More later, have to run.
I imagine that I saw Piegasms post and replied to it after being away for a few days, or I just missed that other post where xe clarified. Either way, as tone trolling is not allowed on the A+ forums, if ignoring someone who is swearing at you is tone trolling, you can't ignore them, you are compelled to answer. Seems like bad precedent to me. Regardless, I can concede I over-reacted.
Seems like a permanent ban for that post is rather over the top.
I think what I have been trying to say can boil down to this, the degree to which favoritism is often displayed and the "in groups" dogpiles and lack of charity in reading posts by newcomers/outgroup people can set the barrier to entry too high.
I don't want to feel like an 'enemy' for only agreeing with 80-85% of what the common opinion on the forum is. I am very liberal in my politics, but Setar thinks I am a libertarian because I am further right than xe is(almost everyone is) and because I (partially)defended Micheal Shermer once because I thought Ophelia Benson (Or PZ, I don't recall) quotemined him to a degree in their recent spat.

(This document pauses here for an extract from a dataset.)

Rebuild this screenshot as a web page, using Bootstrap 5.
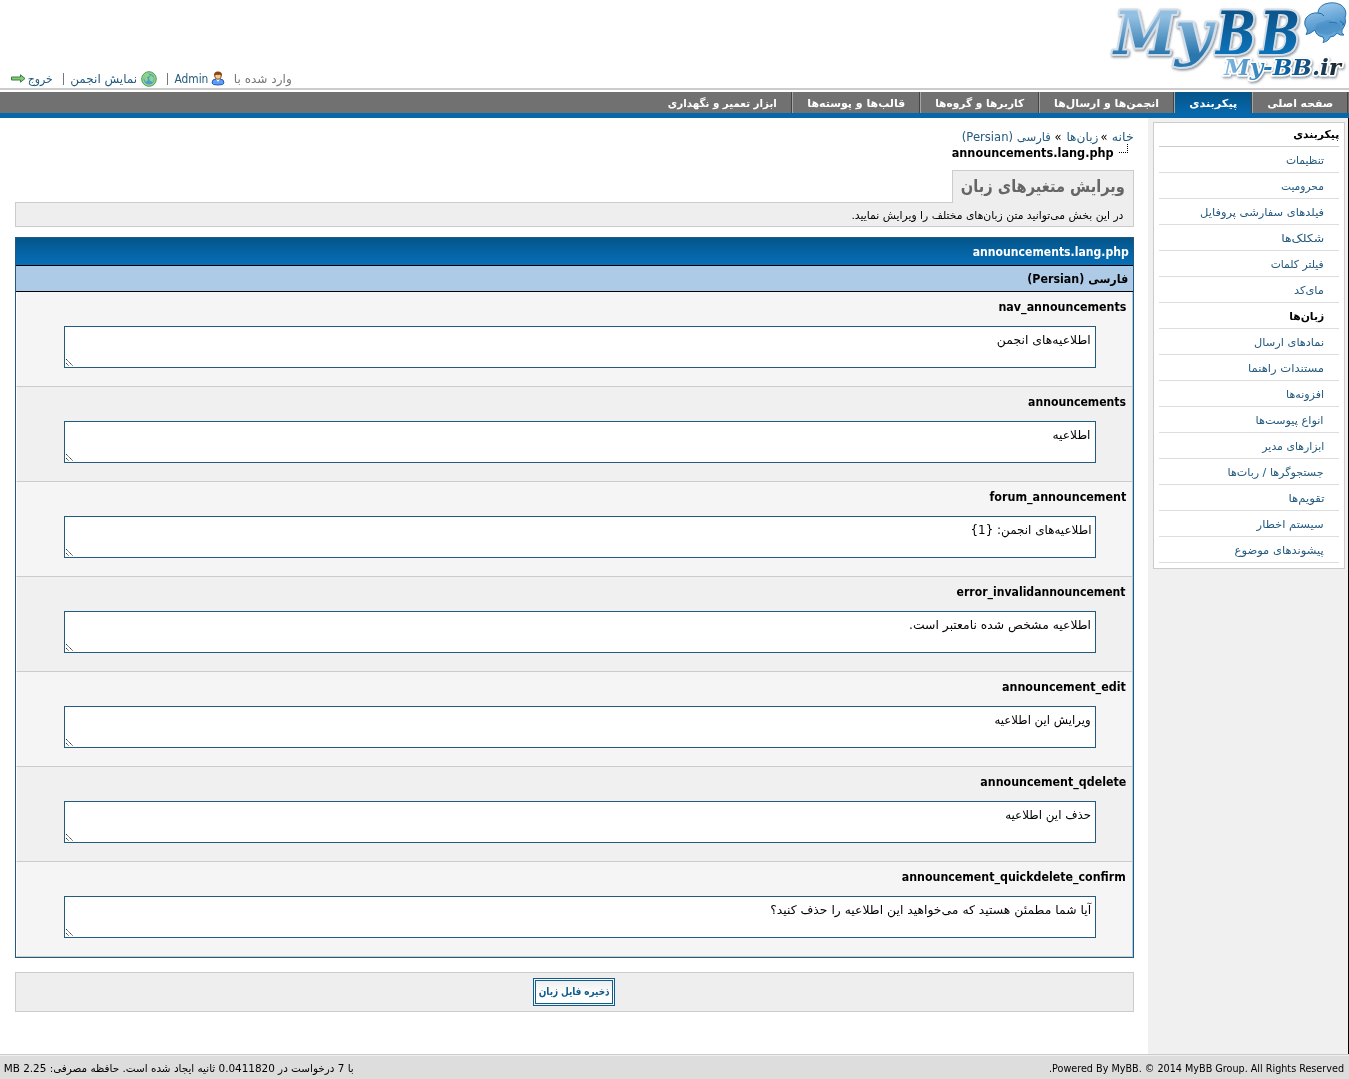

So because I am defending someone, I suddenly agree with all their politics, or statments, or positions? No, obviously not, but because some people view me as "out group" or "other" or "enemy" they automatically think they are going to disagree with what I am saying before they read it. If in any case something is ambigous or unclear, it automatically gets the least charitable reading.
I can concede I made some errors in the posting about rape culture I made(as to how I expressed my opinion), but I wasn't dismissing rape culture as an idea or a whole. But I was almost immediately dogpiled and temp banned. So then what, any further discussion on the topic isn't about the topic, it is about my post, and why I am "dismissing" rape culture. I wouldn't dare go back to clarify my posts a third time, because anything less than full agreement with the "in group" there would result in me being accused of "doubling down" and probably permanently banned.